Dazaifu Tenmangu Shrine (大宰府天満宮, Dazaifu Tenmangū) is one of the country’s most important Tenmangu Shrines. Tenmangu Shrines are shrines that hold the spirit of Sugawara no Michizane, a Heian period scholar today worshipped as the god of learning. He is commonly referred to as simply Tenjin. In fact, there are about 14,000 Tenmangu Shrines throughout Japan, but Dazaifu Tenmangu Shrine in Fukuoka is arguably the most famous because it is built on the ground where Michizane is believed to have been buried by his follower when he passed away in 903 CE.

Michizane was born in Kyoto to a family of scholars who had long served the Emperor. He showed talent from a young age, composing Chinese poetry at the age of eleven and later entering the prestigious National Academy.

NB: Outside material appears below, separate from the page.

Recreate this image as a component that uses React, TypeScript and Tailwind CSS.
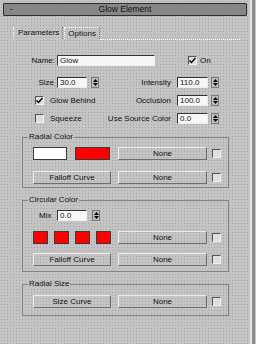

By the age of 29 he was already only one rank away from his father. But the flux of power at the imperial court did not swing in Michizane’s favour, and he was demoted and eventually assigned to a minor government post at Daifuku in 901—effectively exiling him from the sphere of power in Kyoto. He continued to dedicated himself to his studies, but died two years later.

Following his death, a series of plagues and natural disasters struck the capital Kyoto—events that became to be thought of as divine retribution for Michizane’s unfair treatment. He title and office was posthumously restored, and a shrine built on the ground where he was buried (Dazaifu Tenmangu Shrine).

Today there approximately 6,000 plum trees of almost 200 varieties in the vicinity of Dazaifu Tenmangu. Of these, the plum tree to the right of the main shrine (honden) is the most famous. It is called the “Flying Plumtree” (飛梅, tobiume) because legend has is that this tree flew from Kyoto to be rest by Michizane. It is also said to be the first plum tree is Japan to blossom.

Outside of the plum season (February/March), the grounds of Dazaifu Tenmangu Shrine are still beautiful. There is a heart shaped pond with a red, arched bridges, the three sections of which are said to represent the past, present, and future, a 1,000-year old camphor tree, and a small museum built in 1928 which holds notable objects and collections of art. Also of interest for visitors is the 200-meter sloping street leading up to the shrine from Dazaifu Station, which is lined with shops selling umegae mochi (梅ヶ枝餅), a grilled azuki bean cake stamped with the pattern of a plum tree flower. Visitors can also drink matcha and purchase souvenirs.